Preselection – All You Need To Know

In this post, we’ll unpack all you need to know about Preselection, defining exactly what it is, its adaptive role in evolution, a number of studies that support the idea and more.

What Is Preselection?

Preselection, also known as mate-choice copying, is the tendency to find potential partners more attractive when they have already been chosen as a partner by someone else.

Preselection is a form of social proof. Therefore, the same way people want things that other people want, women want men that other women want.

“Women want men who other men want to be and other women want to be with.”

The Evolutionary Lens

In our ancestral past, women’s sexual selection was a matter of life or death.

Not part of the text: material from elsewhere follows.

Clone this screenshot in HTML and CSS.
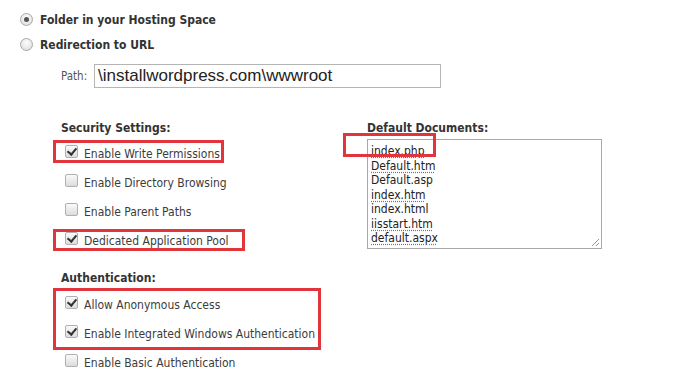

Those who were able to successfully identify a competent man were more likely to survive and reproduce.

Therefore, Preselection evolved as tool to help women more quickly identify competent men who could become potential mates. This in turn helped minimise potential costs such as time, energy and recourses, when choosing a mate.

Studies That Support Preselection

In one study, researchers found that a man’s relationship status directly affected his attractiveness to women. When women thought a man was single, 59% found him attractive. However, when women thought a man was in a committed relationship, 90% found him attractive.

The same study also showed that single women were more interested in poaching a man who was already in a committed relationship rather than pursuing a man who was single.

Summary

Preselection refers to the concept that women are more attracted to men that are perceived to already be attractive and desired by other women.

Preselection evolved as an adaptation to assist women in solving the problem of identifying high-quality men as sexual partners. The best and quickest indicator of a high-quality man is a man who other women judge favourably having already seemingly done the groundwork.